Les premières années de la dynastie Han furent marquées par un long et patient combat pour reprendre les rênes d’un empire brutalement unifié sous les Ch’in. En une vague dévastatrice, les Ch’in avaient aboli la féodalité, qui se pratiquait pourtant toujours parmi les partisans du patriarche des Han. Les dirigeants successifs procédèrent avec patience et sagacité, et sapèrent progressivement les lois féodales jusqu’à ce qu’elles ne soient plus perçues que comme une coquille vide, une formalité obsolète. La vague de réflexion pacifique et douce que les Han parvinrent à faire déferler réussit là où les interdits unilatéraux des Ch’in avaient échoué. Les principes énoncés par les philosophes Han englobaient certes des idées fantaisistes et absurdes – que certains de leurs contemporains ne tardèrent pas à souligner – mais, pris dans leur ensemble, ils révélaient un désir impérieux d’organiser la connaissance en un tout cohérent, quitte à combler les lacunes avec des conjectures.
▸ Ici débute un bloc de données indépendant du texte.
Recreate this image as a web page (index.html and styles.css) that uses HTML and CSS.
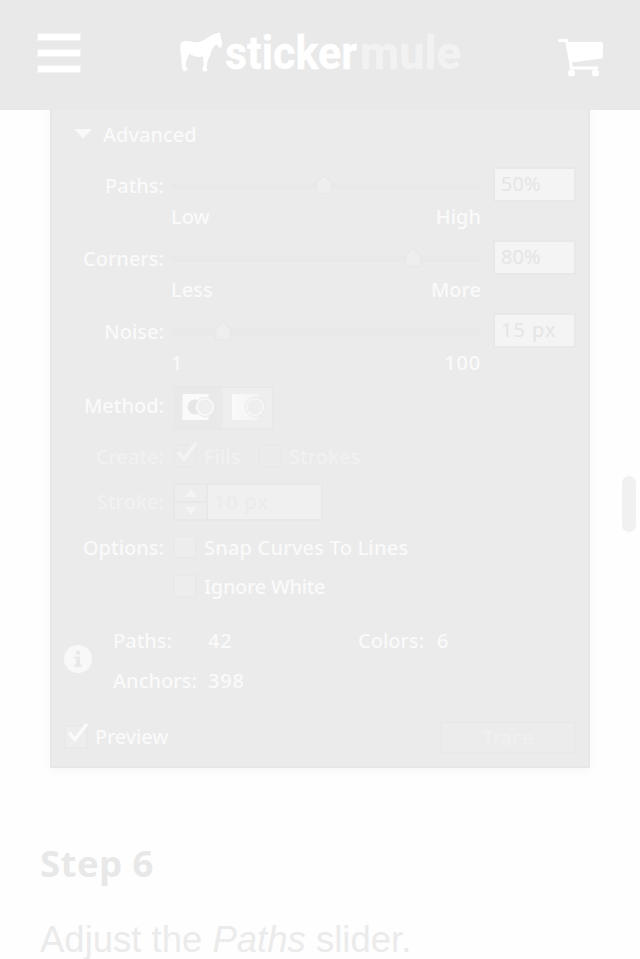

Le Printemps, saison de renaissance et d’éveil, n’est pas encore tout à fait là. Déjà la lumière dissipe la confusion. La vérité est visible. L’ordre achevé. Désormais, Jen comprend le monde, et le monde comprend Jen. Pourtant, quelque chose manque. Toute cette clarté semble n’être qu’une illusion créée par la nature, un jeu de l’esprit. En chassant l’obscurité, Jen s’est condamné à vivre dans la face sombre de la lumière. Parce qu’il a dévoilé la vérité, il médite sur la part de fausseté de cette vérité. Parce qu’il a ordonné sa vie, il vit dans un nouveau désordre. Les autres dépendent de ces paradoxes.

17 mars

Jen s’éveille et contemple son univers. Il est satisfait de son ampleur. Plus il pense, plus son univers s’étend. Il devient ce qu’il y a de plus grand. Après avoir créé tant d’abondance, Jen se fait humble. Il devient ce qu’il y a de plus petit.

« Ce qu’il y a de plus grand, songe-t-il, n’est dépassé par rien ; ce qu’il y a de plus petit ne contient rien. »

18 mars

À midi Jen va se promener au village. Il considère toutes choses d’un œil égal, impartial et circonspect. « La cheminée de la maison de Tu, observe-t-il, n’est pas chose vivante ; pourtant elle chauffera sa maison plus longtemps que le plus gros arbre de la forêt de l’empereur. » D’autres exemples lui viennent à l’esprit.

« Les cieux, conclut-il, sont aussi bas que la terre, et les montagnes pas plus hautes que les marais. »

19 mars

Jen se lève aux aurores, met un quignon de pain dans sa musette et part vers la mer. Il est près de midi quand il l’atteint. Il mange son morceau de pain, s’étend paresseusement sur le sable, fixe les vagues à l’infini. Chacune est différente de la suivante ; toutes sont identiques. Alors qu’il se laisse engourdir par le sommeil, il croit entendre une voix. Elle parle une autre langue que la sienne ; pourtant, il la comprend. Elle vient des profondeurs de la mer. Jen se redresse pour écouter plus attentivement et scrute l’horizon. Bientôt une crête apparaît, un dos rond, une queue, une tête. C’est un dauphin. Il a senti la perplexité dans laquelle Jen est plongé et se propose de le réconforter. Le dauphin s’approche de la plage et s’adresse à lui. Ils conversent un moment et Jen perçoit l’intelligence supérieure et la sagesse du dauphin. Ils sont semblables et pourtant différents. Jen ressent le souffle puissant de la pensée tragique. Il s’endort et rêve d’une vie antérieure.

20 mars

Au matin, il s’en retourne au village. Quand il l’atteint, il se fait cette remarque : « Je rentre de voyage ce jour et pourtant je ne l’ai pas encore accompli ». Plus tard il ajoute : « Hier, j’ai accompli mon voyage ; quand je l’ai entrepris, il était déjà achevé ».

Jen lève alors les yeux vers les prodiges des cieux et les baisse sur les contours de la terre. Il observe le monde qui l’entoure et s’observe en son sein. Il étudie les contradictions et leur résolution, mais il reste bien des choses à achever. Les hommes ne savent ni comment ni quand planter ou moissonner. L’histoire de la guerre n’a pas été contée. Jen ne saisit pas encore le principe du changement. Pourtant, il est heureux et plein d’espoir. L’équinoxe approche.